What is unnatural link building? Consider for a minute what occurs when someone wants to actually garner more links for their website. In the past, they’ve contacted web administrators and owners of various websites, and have asked or, in many cases, paid to get a link back to their own website using specific keywords in the anchor text, or at the very minimum, the company’s name. Repeated ad nauseum, and you would find a link profile that has the exact same keywords repeated over and over and over again, in exactly the same way.
With natural link building, we wouldn’t expect to see the same anchor text arise time and again, because we would ideally want this behavior to be unsolicited. If it’s unsolicited, it’s very likely that the same text is not going to repeat over and over. Thematically, it may be very similar, but it will not be universally identical. Google has been pushing, through its algorithm updates, for a more natural approach to linking – one that can really only come when someone wants to share content that they find interesting.
Penguin represents a perfect example of how Google responded to the way SEO practitioners had been changing websites to rank well in Google’s SERPs. Link building techniques like directory submissions were common for many web admins for a long time. However, as Google has changed their technology, and their outlook on how web pages should be ranked, SEO needs to adjust as well.
Why SEO Still Matters:
It’d be folly to think this is the last change that Google is going to present. While we need to take to heart what Google is seeking when it rolls out its changes (quality, linkable content that induces sharing naturally), we also need to keep an eye on what those exact changes are. If Google begins to rank web pages higher based upon activity on social media, our collective response to this is still optimizing for search engines.
This brings me back to Rand’s announcement about the rebranding of Moz. Take particular notice of the graphic near the top of the page that defines the difference between Inbound Marketing and Interruption Marketing. SEO still represents a large part of Inbound marketing tasks. When we advocate creating personal blogs, infographics, articles that seek to inform customers, the purpose is to create content that people find useful, reflected in the number of links and the number of shares in social media. One measurement of the success of this approach is a higher position in Google SERPs. The ultimate measurement is more leads and customers.
Either way you cut that, you are engaging in search engine optimization. That may be a dirty word now, and you may increasingly see it rolled under the banner of inbound marketing or digital marketing, but make no mistake, this is what you are doing. Moz understands this, and has adjusted their branding accordingly. They definitely aren’t shying away from the benefits of SEO, though.

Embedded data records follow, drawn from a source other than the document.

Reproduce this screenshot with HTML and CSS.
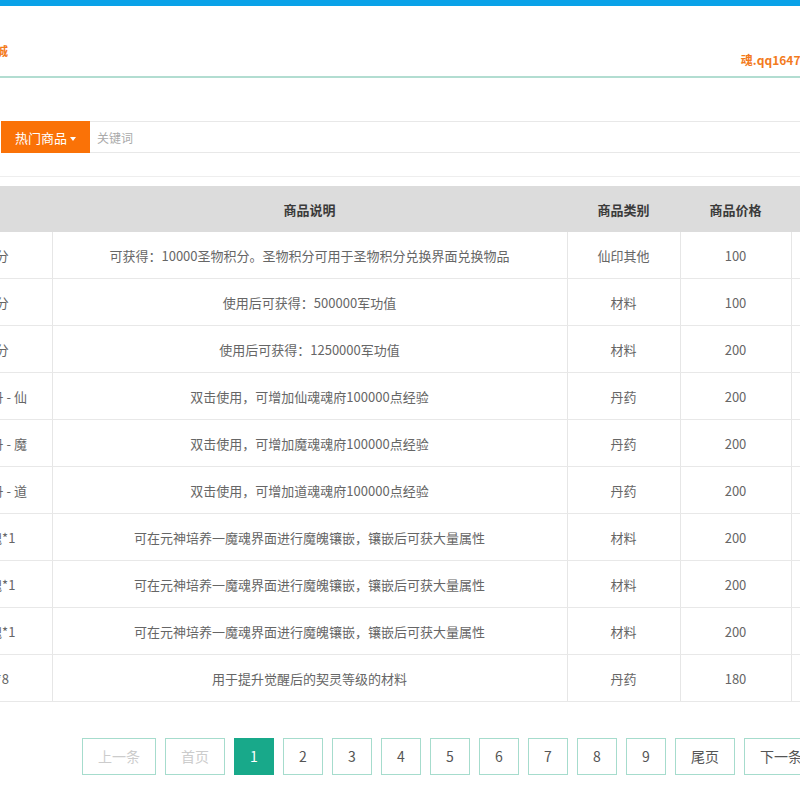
FILE: index.html
```html
<!DOCTYPE html>
<html lang="zh-CN">
<head>
  <meta charset="UTF-8" />
  <meta name="viewport" content="width=device-width, initial-scale=1.0" />
  <title>仙魂商城</title>
  <link rel="stylesheet" href="styles.css">
</head>
<body>
  <div class="topbar"></div>
  <div class="page">
    <div class="header">
      <span class="title">仙魂商城</span>
      <span class="contact">魂.qq1647208856</span>
    </div>

    <form class="search">
      <button type="button" class="hot">热门商品<span class="caret"></span></button>
      <input class="keyword" type="text" placeholder="关键词">
    </form>
    <div class="divider"></div>

    <table class="goods">
      <colgroup>
        <col class="c-name">
        <col class="c-desc">
        <col class="c-type">
        <col class="c-price">
        <col class="c-op">
      </colgroup>
      <thead>
        <tr>
          <th>名称</th>
          <th>商品说明</th>
          <th>商品类别</th>
          <th>商品价格</th>
          <th>操作</th>
        </tr>
      </thead>
      <tbody>
        <tr><td>圣物积分</td><td>可获得：10000圣物积分。圣物积分可用于圣物积分兑换界面兑换物品</td><td>仙印其他</td><td>100</td><td>兑换</td></tr>
        <tr><td>军功积分</td><td>使用后可获得：500000军功值</td><td>材料</td><td>100</td><td>兑换</td></tr>
        <tr><td>军功积分</td><td>使用后可获得：1250000军功值</td><td>材料</td><td>200</td><td>兑换</td></tr>
        <tr><td>魂府经验丹 - 仙</td><td>双击使用，可增加仙魂魂府100000点经验</td><td>丹药</td><td>200</td><td>兑换</td></tr>
        <tr><td>魂府经验丹 - 魔</td><td>双击使用，可增加魔魂魂府100000点经验</td><td>丹药</td><td>200</td><td>兑换</td></tr>
        <tr><td>魂府经验丹 - 道</td><td>双击使用，可增加道魂魂府100000点经验</td><td>丹药</td><td>200</td><td>兑换</td></tr>
        <tr><td>上品魔魄*1</td><td>可在元神培养一魔魂界面进行魔魄镶嵌，镶嵌后可获大量属性</td><td>材料</td><td>200</td><td>兑换</td></tr>
        <tr><td>中品魔魄*1</td><td>可在元神培养一魔魂界面进行魔魄镶嵌，镶嵌后可获大量属性</td><td>材料</td><td>200</td><td>兑换</td></tr>
        <tr><td>下品魔魄*1</td><td>可在元神培养一魔魂界面进行魔魄镶嵌，镶嵌后可获大量属性</td><td>材料</td><td>200</td><td>兑换</td></tr>
        <tr><td>契灵石*8</td><td>用于提升觉醒后的契灵等级的材料</td><td>丹药</td><td>180</td><td>兑换</td></tr>
      </tbody>
    </table>

    <div class="pager">
      <a class="disabled">上一条</a>
      <a class="disabled">首页</a>
      <a class="active">1</a>
      <a>2</a>
      <a>3</a>
      <a>4</a>
      <a>5</a>
      <a>6</a>
      <a>7</a>
      <a>8</a>
      <a>9</a>
      <a>尾页</a>
      <a>下一条</a>
    </div>
  </div>
</body>
</html>
```

FILE: styles.css
```css
body {
  margin: 0;
  font-family: "Noto Sans CJK SC", "Liberation Sans", sans-serif;
  font-size: 13px;
  color: #666;
  background-color: #fff;
  overflow: hidden;
}

.topbar {
  height: 6px;
  background-color: #0aa2e8;
}

.page {
  width: 1072px;
  margin-left: -86px;
}

.header {
  display: flex;
  align-items: flex-start;
  height: 70px;
  padding: 0 46px;
  border-bottom: 2px solid #b2ddd1;
}

.title {
  margin-top: 37px;
  font-size: 12px;
  font-weight: bold;
  line-height: 16px;
  color: #f37b1d;
}

.contact {
  margin-top: 46px;
  margin-left: auto;
  margin-right: 97px;
  font-size: 12px;
  font-weight: bold;
  line-height: 16px;
  color: #f37b1d;
}

.search {
  display: flex;
  height: 32px;
  margin: 43px 0 0 87px;
}

.hot {
  width: 89px;
  border: none;
  background-color: #fa7207;
  color: #fff;
  font-family: inherit;
  font-size: 13px;
  padding: 0;
}

.caret {
  display: inline-block;
  margin-left: 3px;
  vertical-align: middle;
  border-top: 4px solid #fff;
  border-left: 3px solid transparent;
  border-right: 3px solid transparent;
}

.keyword {
  flex: 1;
  border: 1px solid #e8e8e8;
  border-left: none;
  padding: 0 7px;
  font-family: inherit;
  font-size: 12px;
  outline: none;
}

.keyword::placeholder {
  color: #aaa;
}

.divider {
  margin-top: 23px;
  border-top: 1px solid #eeeeee;
}

.goods {
  width: 100%;
  margin-top: 9px;
  border-collapse: collapse;
  table-layout: fixed;
  text-align: center;
}

.c-name { width: 138px; }
.c-desc { width: 515px; }
.c-type { width: 113px; }
.c-price { width: 111px; }

.goods th {
  height: 46px;
  padding: 0;
  background-color: #dcdcdc;
  color: #3a3a3a;
  font-weight: bold;
}

.goods td {
  height: 46px;
  padding: 0;
  border-right: 1px solid #e6e6e6;
  border-bottom: 1px solid #e8e8e8;
  white-space: nowrap;
  overflow: hidden;
}

.pager {
  display: flex;
  justify-content: center;
  gap: 9px;
  margin-top: 36px;
}

.pager a {
  box-sizing: border-box;
  min-width: 40px;
  height: 37px;
  padding: 0 15px;
  border: 1px solid #a6dccd;
  color: #555;
  font-size: 14px;
  line-height: 35px;
  text-align: center;
  cursor: pointer;
}

.pager a.disabled {
  color: #ccc;
}

.pager a.active {
  background-color: #18a98a;
  border-color: #18a98a;
  color: #fff;
}
```
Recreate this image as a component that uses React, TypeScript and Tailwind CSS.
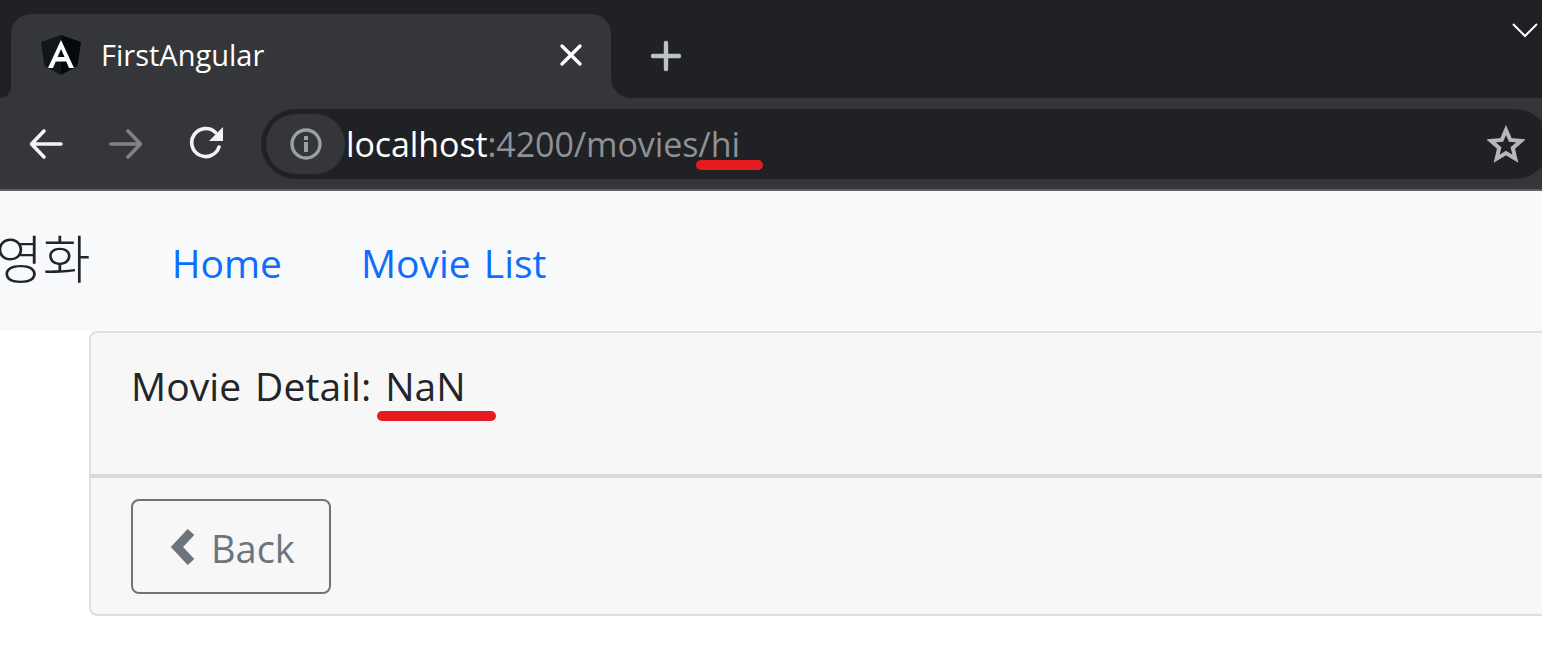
export default function App() {
  const sans = "font-['Open_Sans','Noto_Sans_CJK_KR',sans-serif]";
  return (
    <div className={`h-[662px] w-[1542px] overflow-hidden bg-white ${sans}`}>
      {/* tab strip */}
      <div className="flex h-[98px] bg-[#35363a]">
        <div className="w-[11px] rounded-br-[11px] bg-[#202124]" />
        <div className="w-[600px] bg-[#202124] pt-[14px]">
          <div className="flex h-[84px] items-center rounded-t-[20px] bg-[#35363a] pb-[2px] pl-[30px] pr-[28px]">
            <svg width="40" height="40" viewBox="0 0 40 40" className="shrink-0">
              <path d="M20 0 L0 7 L3.500 31 L20 40 Z" fill="#12161c" />
              <path d="M20 0 L40 7 L36.500 31 L20 40 Z" fill="#05080d" />
              <path d="M20 5 L7 33 L12 33 L14.700 26.500 L25.300 26.500 L28 33 L33 33 Z M16.500 22 L20 14 L23.500 22 Z" fill="#fff" fillRule="evenodd" />
            </svg>
            <span className="ml-[20px] flex-1 text-[29px] text-white">FirstAngular</span>
            <svg width="24" height="24" viewBox="0 0 24 24">
              <path d="M3 3 L21 21 M21 3 L3 21" stroke="#fff" strokeWidth="3.400" strokeLinecap="round" />
            </svg>
          </div>
        </div>
        <div className="flex flex-1 items-start justify-between rounded-bl-[20px] bg-[#202124]">
          <svg width="32" height="32" viewBox="0 0 32 32" className="ml-[39px] mt-[40px]">
            <path d="M16 3 V29 M3 16 H29" stroke="#bdc1c6" strokeWidth="4.400" strokeLinecap="round" />
          </svg>
          <svg width="26" height="16" viewBox="0 0 26 16" className="mr-[4px] mt-[22px]">
            <path d="M1 2 L13 14 L25 2" stroke="#fff" strokeWidth="2" fill="none" />
          </svg>
        </div>
      </div>
      {/* toolbar */}
      <div className="flex h-[93px] items-center border-b-2 border-[#5f6063] bg-[#35363a] pt-[1px]">
        <svg width="36" height="32" viewBox="0 0 36 32" className="ml-[28px]">
          <path d="M33 16 H4 M16 3 L3.500 16 L16 29" stroke="#f1f3f4" strokeWidth="3.600" strokeLinecap="round" strokeLinejoin="round" fill="none" />
        </svg>
        <svg width="36" height="32" viewBox="0 0 36 32" className="ml-[44px]">
          <path d="M3 16 H32 M20 3 L32.500 16 L20 29" stroke="#7f8184" strokeWidth="3.600" strokeLinecap="round" strokeLinejoin="round" fill="none" />
        </svg>
        <svg width="36" height="36" viewBox="0 0 36 36" className="ml-[45px]">
          <path d="M30 21 A14 14 0 1 1 26.500 6.500" stroke="#f1f3f4" strokeWidth="3.600" fill="none" strokeLinecap="round" />
          <path d="M34 1 V15 H20 Z" fill="#f1f3f4" />
        </svg>
        <div className="relative -mr-[8px] ml-[36px] flex h-[70px] flex-1 items-center rounded-[35px] bg-[#202124] pl-[5px]">
          <div className="flex h-[60px] w-[79px] items-center justify-center rounded-[30px] bg-[#35363a]">
            <svg width="34" height="34" viewBox="0 0 34 34">
              <circle cx="17" cy="17" r="14" stroke="#9aa0a6" strokeWidth="3.400" fill="none" />
              <rect x="15" y="15" width="4" height="10" fill="#9aa0a6" />
              <rect x="15" y="9" width="4" height="4" fill="#9aa0a6" />
            </svg>
          </div>
          <span className="ml-[1px] text-[34px] leading-none tracking-[-0.1px] text-white">
            localhost<span className="text-[#8e9195]">:4200/movies/hi</span>
          </span>
          <span className="absolute left-[435px] top-[51px] h-[10px] w-[67px] rounded-[5px] bg-[#e51c1f]" />
          <svg width="38" height="38" viewBox="0 0 38 38" className="ml-auto mr-[25px]">
            <path d="M19 5 L23.200 14.900 L34 15.800 L25.800 23 L28.300 33.600 L19 28 L9.700 33.600 L12.200 23 L4 15.800 L14.800 14.900 Z" stroke="#b5b7b9" strokeWidth="4" fill="none" />
          </svg>
        </div>
      </div>
      {/* navbar */}
      <nav className="flex h-[140px] items-center bg-[#f8f9fa] pt-[2px]">
        <span className="-ml-[5px] -mt-[6px] text-[52px] font-light leading-none text-[#212529]">영화</span>
        <a className="ml-[81px] text-[39px] leading-none text-[#0d6efd]">Home</a>
        <a className="ml-[79px] text-[39px] leading-none text-[#0d6efd] [word-spacing:3px]">Movie List</a>
      </nav>
      {/* card */}
      <div className="ml-[89px] w-[1500px] rounded-[8px] border-2 border-[#dfdfdf] bg-[#f7f7f7]">
        <div className="relative h-[145px] border-b-4 border-[#d9d9d9] pl-[40px] pt-[33px]">
          <span className="text-[39px] leading-none tracking-[0.1px] text-[#212529] [word-spacing:3.500px]">Movie Detail: NaN</span>
          <span className="absolute left-[286px] top-[78px] h-[10px] w-[119px] rounded-[5px] bg-[#e51c1f]" />
        </div>
        <div className="h-[136px] pl-[40px] pt-[21px]">
          <button className="flex h-[95px] w-[200px] items-center rounded-[8px] border-2 border-[#6c757d] pl-[38px] text-[38px] leading-none text-[#6c757d]">
            <svg width="26" height="36" viewBox="0 0 26 36">
              <path d="M20 3 L6 18 L20 33" stroke="#6c757d" strokeWidth="9" fill="none" strokeLinejoin="miter" />
            </svg>
            <span className="ml-[14px] mt-[2px]">Back</span>
          </button>
        </div>
      </div>
    </div>
  );
}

In the end, the difference between good SEO and bad SEO is whether you are optimizing in a way that is mindful of each search engine’s goals, following best practices in doing so or optimizing solely against the engine’s algorithms regardless of the user experience. In the past, some sites were frequently rewarded for putting out crud that would still rank high in search results. Hopefully, those days are winding to an end. Others are rewarded for putting out content that falls in line with creating a great user experience. Keep the user experience in mind, and it’s pretty tough to go wrong.